Data excerpt:
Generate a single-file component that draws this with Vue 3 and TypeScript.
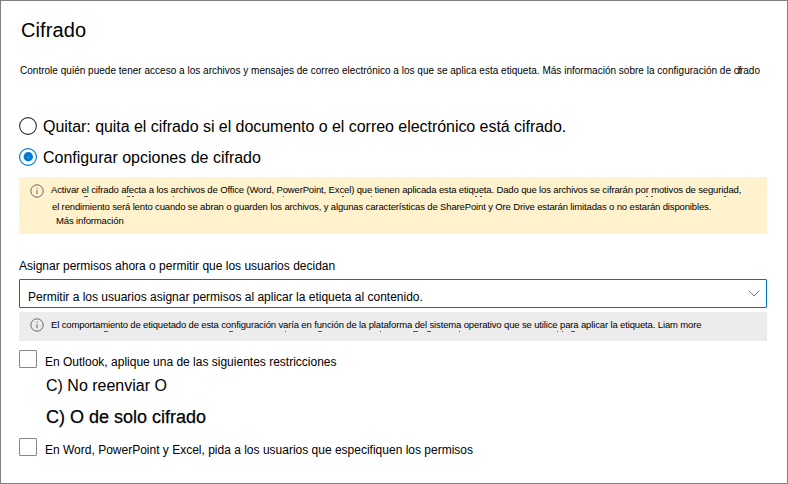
<script setup lang="ts">
import { ref } from 'vue'

const mode = ref<'remove' | 'configure'>('configure')
const outlook = ref(false)
const office = ref(false)
const modes: { id: 'remove' | 'configure'; label: string }[] = [
  { id: 'remove', label: 'Quitar: quita el cifrado si el documento o el correo electrónico está cifrado.' },
  { id: 'configure', label: 'Configurar opciones de cifrado' },
]
</script>

<template>
  <main class="panel">
    <h1 class="title">Cifrado</h1>
    <p class="intro">Controle quién puede tener acceso a los archivos y mensajes de correo electrónico a los que se aplica esta etiqueta. Más información sobre la configuración de <span class="tight">cif</span>rado</p>

    <div class="modes">
      <div v-for="m in modes" :key="m.id" class="mode" :class="m.id" @click="mode = m.id">
        <svg class="radio" viewBox="0 0 18 18">
          <circle cx="9" cy="9" r="8.4" fill="#fff" :stroke="mode === m.id ? '#0078d4' : '#333'" stroke-width="1.1" />
          <template v-if="mode === m.id">
            <circle cx="9.3" cy="8.8" r="4.7" fill="#0078d4" />
            <circle cx="9.5" cy="9.5" r=".7" fill="#8dc3ec" />
          </template>
        </svg>
        <span class="mode-label">{{ m.label }}</span>
      </div>
    </div>

    <section class="notice warning">
      <svg class="info" viewBox="0 0 14 14">
        <circle cx="7" cy="7" r="6.2" />
        <path d="M7 6v4.2M7 3.7v1.1" />
      </svg>
      <div class="lines">
        <p class="line w1">Activar el cifrado afecta a los archivos de Office (Word, PowerPoint, Excel) que tienen aplicada esta etiqueta. Dado que los archivos se cifrarán por motivos de seguridad,</p>
        <svg class="specks" viewBox="0 0 700 2">
          <path d="M33 .5h4M76 .5h3M81 .5h2M122 .5h1M232 .5h1M291 .5h2M320 .5h1M424 .5h2M429 .5h2M595 .5h2M600 .5h2M673 .5h2" />
        </svg>
        <p class="line w2">el rendimiento será lento cuando se abran o guarden los archivos, y algunas características de SharePoint y Ore Drive estarán limitadas o no estarán disponibles.</p>
        <p class="line w3">Más información</p>
      </div>
    </section>

    <p class="line label">Asignar permisos ahora o permitir que los usuarios decidan</p>
    <div class="select">
      <span class="line value">Permitir a los usuarios asignar permisos al aplicar la etiqueta al contenido.</span>
      <svg class="chevron" viewBox="0 0 12 7"><path d="M.7.7 6 6 11.3.7" /></svg>
    </div>

    <section class="notice neutral">
      <svg class="info" viewBox="0 0 14 14">
        <circle cx="7" cy="7" r="6.2" />
        <path d="M7 6v4.2M7 3.7v1.1" />
      </svg>
      <div class="lines">
        <p class="line n1">El comportamiento de etiquetado de esta configuración varía en función de la plataforma del sistema operativo que se utilice para aplicar la etiqueta. Liam more</p>
        <svg class="specks" viewBox="0 0 700 2">
          <path d="M53 .5h4M178 .5h4M234 .5h1M267 .5h4M329 .5h1M362 .5h5M376 .5h4M408 .5h1M506 .5h1M511 .5h1M520 .5h4" />
        </svg>
      </div>
    </section>

    <div class="check first" @click="outlook = !outlook">
      <span class="box" :class="{ on: outlook }"></span>
      <span class="line c1">En Outlook, aplique una de las siguientes restricciones</span>
    </div>
    <p class="option">C) No reenviar O</p>
    <p class="option large">C) O de solo cifrado</p>
    <div class="check" @click="office = !office">
      <span class="box" :class="{ on: office }"></span>
      <span class="line c2">En Word, PowerPoint y Excel, pida a los usuarios que especifiquen los permisos</span>
    </div>
  </main>
</template>

<style>
body {
  margin: 0;
}
</style>

<style scoped>
.panel {
  box-sizing: border-box;
  width: 788px;
  height: 484px;
  padding: 17px 20px 0 18px;
  border: 1px solid #7f7f7f;
  background: #fff;
  color: #000;
  font-family: "Liberation Sans", Arial, sans-serif;
  overflow: hidden;
}
p, h1 {
  margin: 0;
}
.title {
  padding-left: 2px;
  font-size: 20px;
  line-height: 24px;
  font-weight: 400;
  letter-spacing: 0.1px;
}
.intro {
  width: 740px;
  margin: 21px 0 0 1px;
  font-size: 10px;
  line-height: 16px;
  white-space: nowrap;
  letter-spacing: 0.018px;
}
.tight {
  letter-spacing: -1.3px;
}
.modes {
  display: flex;
  flex-direction: column;
  gap: 7px;
  margin-top: 35px;
}
.mode {
  display: flex;
  align-items: center;
  gap: 6px;
  height: 24px;
  font-size: 16px;
  line-height: 24px;
  white-space: nowrap;
}
.mode-label {
  padding-top: 2px;
}
.remove .mode-label {
  letter-spacing: -0.042px;
}
.radio {
  width: 18px;
  height: 18px;
}
.notice {
  box-sizing: border-box;
  display: flex;
  width: 748px;
  padding-left: 11px;
  gap: 7px;
  font-size: 9.5px;
  letter-spacing: -0.14px;
}
.warning {
  height: 57px;
  margin-top: 8px;
  padding-top: 6px;
  background: #fff2cc;
}
.neutral {
  height: 29px;
  margin-top: 4px;
  padding-top: 6px;
  background: #ececec;
}
.info {
  flex: none;
  width: 14px;
  height: 14px;
  fill: none;
  stroke: #666;
  stroke-width: 1;
}
.warning .info {
  margin-top: 1px;
}
.line {
  display: block;
  white-space: nowrap;
}
.lines {
  display: flex;
  flex-direction: column;
}
.specks {
  display: block;
  width: 700px;
  height: 2px;
  fill: none;
  stroke: #555;
  stroke-width: 1;
}
.w1 { line-height: 13px; }
.w2 { margin: 2px 0 0 1px; line-height: 14px; }
.w3 { margin-left: 5px; line-height: 14px; }
.n1 { line-height: 13px; }
.label {
  margin-top: 24px;
  font-size: 12px;
  line-height: 16px;
}
.select {
  box-sizing: border-box;
  display: flex;
  align-items: center;
  justify-content: space-between;
  width: 748px;
  height: 29px;
  margin-top: 5px;
  padding: 0 6px 0 8px;
  border: 1px solid #0070c0;
  border-radius: 1px;
}
.value {
  padding-top: 7px;
  font-size: 12px;
  line-height: 16px;
}
.chevron {
  width: 12px;
  height: 7px;
  fill: none;
  stroke: #777;
  stroke-width: 1;
}
.check {
  display: flex;
  gap: 8px;
  height: 24px;
}
.check.first {
  margin-top: 9px;
}
.check .line {
  padding-top: 4px;
  font-size: 12px;
  line-height: 16px;
}
.box {
  box-sizing: border-box;
  width: 18px;
  height: 18px;
  border: 1px solid #8a8886;
  border-radius: 1px;
}
.box.on {
  background: #0078d4;
}
.option {
  padding-left: 27px;
  font-size: 16px;
  line-height: 24px;
}
.option.large {
  margin: 7px 0 9px;
  font-size: 18px;
  -webkit-text-stroke: 0.25px #000;
}
</style>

Task brief:
Omitting all images, print the listing exactly.

Result of this task:
Generate a single-file component that draws this with Vue 3 and TypeScript.
<script setup lang="ts">
import { ref } from 'vue'

const mode = ref<'remove' | 'configure'>('configure')
const outlook = ref(false)
const office = ref(false)
const modes: { id: 'remove' | 'configure'; label: string }[] = [
  { id: 'remove', label: 'Quitar: quita el cifrado si el documento o el correo electrónico está cifrado.' },
  { id: 'configure', label: 'Configurar opciones de cifrado' },
]
</script>

<template>
  <main class="panel">
    <h1 class="title">Cifrado</h1>
    <p class="intro">Controle quién puede tener acceso a los archivos y mensajes de correo electrónico a los que se aplica esta etiqueta. Más información sobre la configuración de <span class="tight">cif</span>rado</p>

    <div class="modes">
      <div v-for="m in modes" :key="m.id" class="mode" :class="m.id" @click="mode = m.id">
        <svg class="radio" viewBox="0 0 18 18">
          <circle cx="9" cy="9" r="8.4" fill="#fff" :stroke="mode === m.id ? '#0078d4' : '#333'" stroke-width="1.1" />
          <template v-if="mode === m.id">
            <circle cx="9.3" cy="8.8" r="4.7" fill="#0078d4" />
            <circle cx="9.5" cy="9.5" r=".7" fill="#8dc3ec" />
          </template>
        </svg>
        <span class="mode-label">{{ m.label }}</span>
      </div>
    </div>

    <section class="notice warning">
      <svg class="info" viewBox="0 0 14 14">
        <circle cx="7" cy="7" r="6.2" />
        <path d="M7 6v4.2M7 3.7v1.1" />
      </svg>
      <div class="lines">
        <p class="line w1">Activar el cifrado afecta a los archivos de Office (Word, PowerPoint, Excel) que tienen aplicada esta etiqueta. Dado que los archivos se cifrarán por motivos de seguridad,</p>
        <svg class="specks" viewBox="0 0 700 2">
          <path d="M33 .5h4M76 .5h3M81 .5h2M122 .5h1M232 .5h1M291 .5h2M320 .5h1M424 .5h2M429 .5h2M595 .5h2M600 .5h2M673 .5h2" />
        </svg>
        <p class="line w2">el rendimiento será lento cuando se abran o guarden los archivos, y algunas características de SharePoint y Ore Drive estarán limitadas o no estarán disponibles.</p>
        <p class="line w3">Más información</p>
      </div>
    </section>

    <p class="line label">Asignar permisos ahora o permitir que los usuarios decidan</p>
    <div class="select">
      <span class="line value">Permitir a los usuarios asignar permisos al aplicar la etiqueta al contenido.</span>
      <svg class="chevron" viewBox="0 0 12 7"><path d="M.7.7 6 6 11.3.7" /></svg>
    </div>

    <section class="notice neutral">
      <svg class="info" viewBox="0 0 14 14">
        <circle cx="7" cy="7" r="6.2" />
        <path d="M7 6v4.2M7 3.7v1.1" />
      </svg>
      <div class="lines">
        <p class="line n1">El comportamiento de etiquetado de esta configuración varía en función de la plataforma del sistema operativo que se utilice para aplicar la etiqueta. Liam more</p>
        <svg class="specks" viewBox="0 0 700 2">
          <path d="M53 .5h4M178 .5h4M234 .5h1M267 .5h4M329 .5h1M362 .5h5M376 .5h4M408 .5h1M506 .5h1M511 .5h1M520 .5h4" />
        </svg>
      </div>
    </section>

    <div class="check first" @click="outlook = !outlook">
      <span class="box" :class="{ on: outlook }"></span>
      <span class="line c1">En Outlook, aplique una de las siguientes restricciones</span>
    </div>
    <p class="option">C) No reenviar O</p>
    <p class="option large">C) O de solo cifrado</p>
    <div class="check" @click="office = !office">
      <span class="box" :class="{ on: office }"></span>
      <span class="line c2">En Word, PowerPoint y Excel, pida a los usuarios que especifiquen los permisos</span>
    </div>
  </main>
</template>

<style>
body {
  margin: 0;
}
</style>

<style scoped>
.panel {
  box-sizing: border-box;
  width: 788px;
  height: 484px;
  padding: 17px 20px 0 18px;
  border: 1px solid #7f7f7f;
  background: #fff;
  color: #000;
  font-family: "Liberation Sans", Arial, sans-serif;
  overflow: hidden;
}
p, h1 {
  margin: 0;
}
.title {
  padding-left: 2px;
  font-size: 20px;
  line-height: 24px;
  font-weight: 400;
  letter-spacing: 0.1px;
}
.intro {
  width: 740px;
  margin: 21px 0 0 1px;
  font-size: 10px;
  line-height: 16px;
  white-space: nowrap;
  letter-spacing: 0.018px;
}
.tight {
  letter-spacing: -1.3px;
}
.modes {
  display: flex;
  flex-direction: column;
  gap: 7px;
  margin-top: 35px;
}
.mode {
  display: flex;
  align-items: center;
  gap: 6px;
  height: 24px;
  font-size: 16px;
  line-height: 24px;
  white-space: nowrap;
}
.mode-label {
  padding-top: 2px;
}
.remove .mode-label {
  letter-spacing: -0.042px;
}
.radio {
  width: 18px;
  height: 18px;
}
.notice {
  box-sizing: border-box;
  display: flex;
  width: 748px;
  padding-left: 11px;
  gap: 7px;
  font-size: 9.5px;
  letter-spacing: -0.14px;
}
.warning {
  height: 57px;
  margin-top: 8px;
  padding-top: 6px;
  background: #fff2cc;
}
.neutral {
  height: 29px;
  margin-top: 4px;
  padding-top: 6px;
  background: #ececec;
}
.info {
  flex: none;
  width: 14px;
  height: 14px;
  fill: none;
  stroke: #666;
  stroke-width: 1;
}
.warning .info {
  margin-top: 1px;
}
.line {
  display: block;
  white-space: nowrap;
}
.lines {
  display: flex;
  flex-direction: column;
}
.specks {
  display: block;
  width: 700px;
  height: 2px;
  fill: none;
  stroke: #555;
  stroke-width: 1;
}
.w1 { line-height: 13px; }
.w2 { margin: 2px 0 0 1px; line-height: 14px; }
.w3 { margin-left: 5px; line-height: 14px; }
.n1 { line-height: 13px; }
.label {
  margin-top: 24px;
  font-size: 12px;
  line-height: 16px;
}
.select {
  box-sizing: border-box;
  display: flex;
  align-items: center;
  justify-content: space-between;
  width: 748px;
  height: 29px;
  margin-top: 5px;
  padding: 0 6px 0 8px;
  border: 1px solid #0070c0;
  border-radius: 1px;
}
.value {
  padding-top: 7px;
  font-size: 12px;
  line-height: 16px;
}
.chevron {
  width: 12px;
  height: 7px;
  fill: none;
  stroke: #777;
  stroke-width: 1;
}
.check {
  display: flex;
  gap: 8px;
  height: 24px;
}
.check.first {
  margin-top: 9px;
}
.check .line {
  padding-top: 4px;
  font-size: 12px;
  line-height: 16px;
}
.box {
  box-sizing: border-box;
  width: 18px;
  height: 18px;
  border: 1px solid #8a8886;
  border-radius: 1px;
}
.box.on {
  background: #0078d4;
}
.option {
  padding-left: 27px;
  font-size: 16px;
  line-height: 24px;
}
.option.large {
  margin: 7px 0 9px;
  font-size: 18px;
  -webkit-text-stroke: 0.25px #000;
}
</style>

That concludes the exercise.